Task details
Please transcribe the data that follows without the pictures, keeping every word the same.
◇ ◇ ◇ ◇
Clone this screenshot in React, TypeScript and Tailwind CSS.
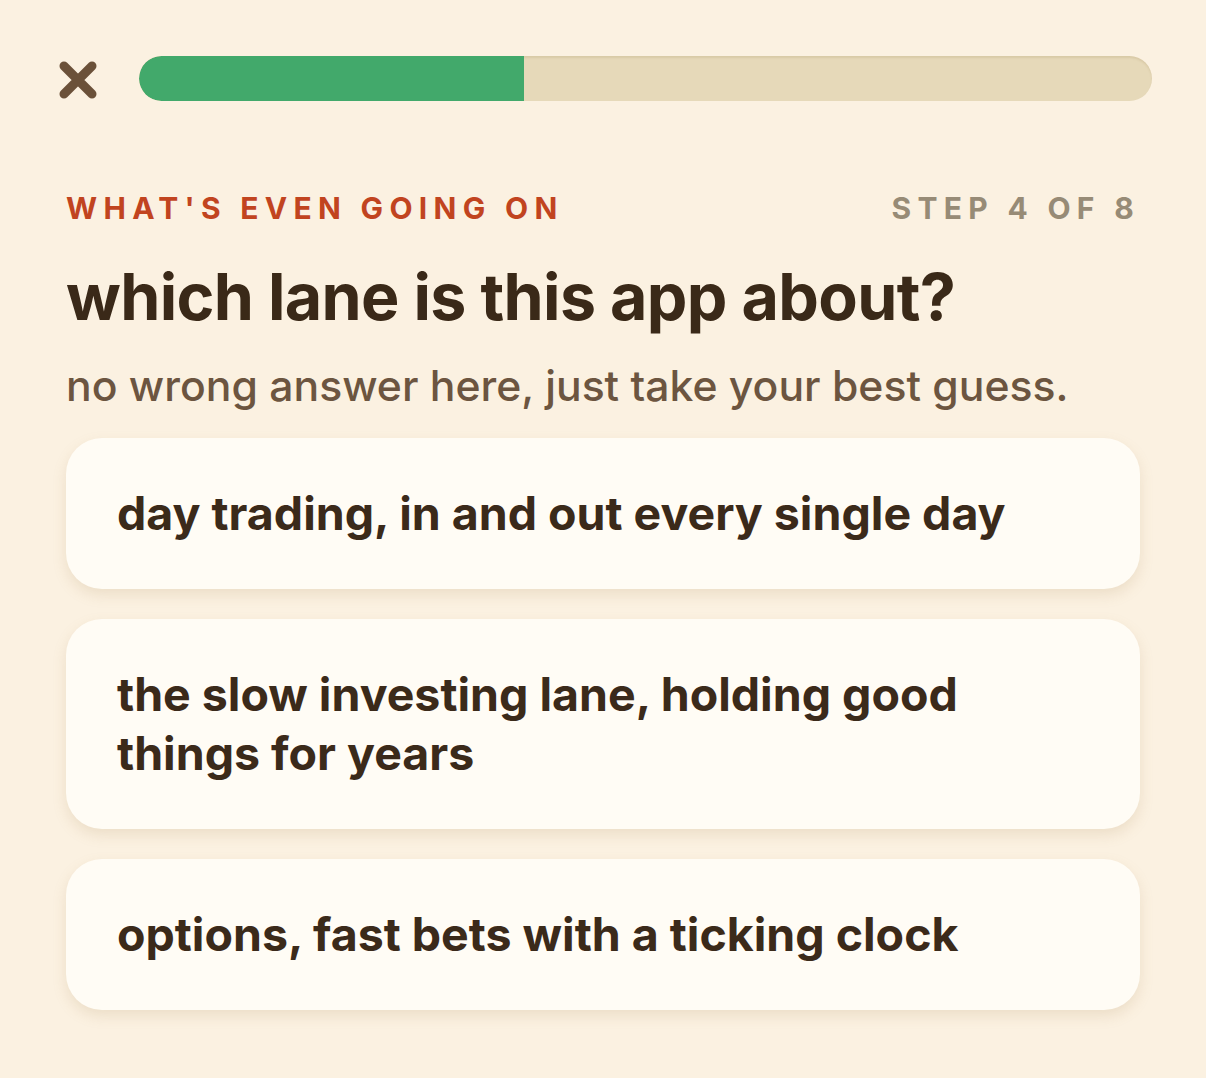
import React from 'react';

const options = [
  'day trading, in and out every single day',
  'the slow investing lane, holding good things for years',
  'options, fast bets with a ticking clock',
];

function CloseIcon() {
  return (
    <svg width="40" height="40" viewBox="0 0 40 40" fill="none">
      <path d="M6 7L34 35M34 7L6 35" stroke="#6b5139" strokeWidth="9" strokeLinecap="round" />
    </svg>
  );
}

export default function App() {
  return (
    <div
      className="min-h-[1078px] w-full bg-[#fbf1e1] text-[#3b2a1b]"
      style={{ fontFamily: 'Inter, "Noto Sans", sans-serif' }}
    >
      <div className="flex items-center gap-[41px] pl-[58px] pr-[54px] pt-[56px]">
        <CloseIcon />
        <div className="h-[45px] flex-1 overflow-hidden rounded-full bg-[#e6d9b9] shadow-[inset_0_2px_2px_rgba(150,120,70,0.15)]">
          <div className="h-full w-[385px] rounded-l-full bg-[#42a96b]" />
        </div>
      </div>

      <div className="px-[66px] pt-[85px]">
        <div className="flex items-center justify-between">
          <span className="text-[30px] font-bold tracking-[0.21em] text-[#c1441f]">WHAT'S EVEN GOING ON</span>
          <span className="text-[30px] font-bold tracking-[0.21em] text-[#978b76]">STEP 4 OF 8</span>
        </div>

        <h1 className="mt-[28px] text-[64.5px] font-bold leading-[1.2] tracking-[-0.01em] text-[#3a2918]">
          which lane is this app about?
        </h1>
        <p className="mt-[24px] text-[42.7px] font-medium leading-[1.2] text-[#6c5540]">
          no wrong answer here, just take your best guess.
        </p>

        <div className="mt-[26px] flex w-[1074px] flex-col gap-[30px]">
          {options.map((text) => (
            <button
              key={text}
              className="rounded-[36px] bg-[#fffcf5] py-[46px] pl-[51px] pr-[100px] text-left text-[46.5px] font-bold leading-[59px] text-[#3b2a1a] shadow-[0_6px_14px_rgba(170,140,90,0.18)]"
            >
              {text}
            </button>
          ))}
        </div>
      </div>
    </div>
  );
}
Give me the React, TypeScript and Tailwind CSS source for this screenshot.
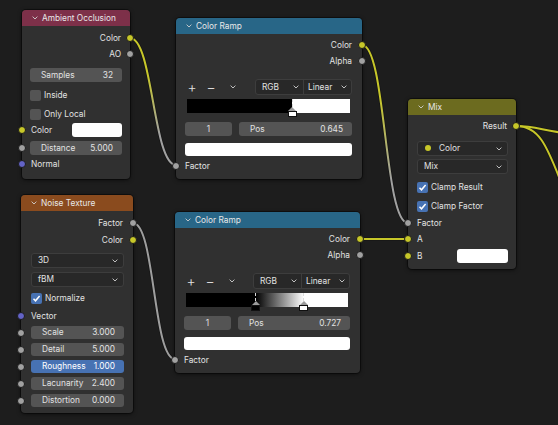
◇ ◇ ◇ ◇
Reply
Clone this screenshot in React, TypeScript and Tailwind CSS.
import React from 'react';

const options = [
  'day trading, in and out every single day',
  'the slow investing lane, holding good things for years',
  'options, fast bets with a ticking clock',
];

function CloseIcon() {
  return (
    <svg width="40" height="40" viewBox="0 0 40 40" fill="none">
      <path d="M6 7L34 35M34 7L6 35" stroke="#6b5139" strokeWidth="9" strokeLinecap="round" />
    </svg>
  );
}

export default function App() {
  return (
    <div
      className="min-h-[1078px] w-full bg-[#fbf1e1] text-[#3b2a1b]"
      style={{ fontFamily: 'Inter, "Noto Sans", sans-serif' }}
    >
      <div className="flex items-center gap-[41px] pl-[58px] pr-[54px] pt-[56px]">
        <CloseIcon />
        <div className="h-[45px] flex-1 overflow-hidden rounded-full bg-[#e6d9b9] shadow-[inset_0_2px_2px_rgba(150,120,70,0.15)]">
          <div className="h-full w-[385px] rounded-l-full bg-[#42a96b]" />
        </div>
      </div>

      <div className="px-[66px] pt-[85px]">
        <div className="flex items-center justify-between">
          <span className="text-[30px] font-bold tracking-[0.21em] text-[#c1441f]">WHAT'S EVEN GOING ON</span>
          <span className="text-[30px] font-bold tracking-[0.21em] text-[#978b76]">STEP 4 OF 8</span>
        </div>

        <h1 className="mt-[28px] text-[64.5px] font-bold leading-[1.2] tracking-[-0.01em] text-[#3a2918]">
          which lane is this app about?
        </h1>
        <p className="mt-[24px] text-[42.7px] font-medium leading-[1.2] text-[#6c5540]">
          no wrong answer here, just take your best guess.
        </p>

        <div className="mt-[26px] flex w-[1074px] flex-col gap-[30px]">
          {options.map((text) => (
            <button
              key={text}
              className="rounded-[36px] bg-[#fffcf5] py-[46px] pl-[51px] pr-[100px] text-left text-[46.5px] font-bold leading-[59px] text-[#3b2a1a] shadow-[0_6px_14px_rgba(170,140,90,0.18)]"
            >
              {text}
            </button>
          ))}
        </div>
      </div>
    </div>
  );
}
Give me the React, TypeScript and Tailwind CSS source for this screenshot.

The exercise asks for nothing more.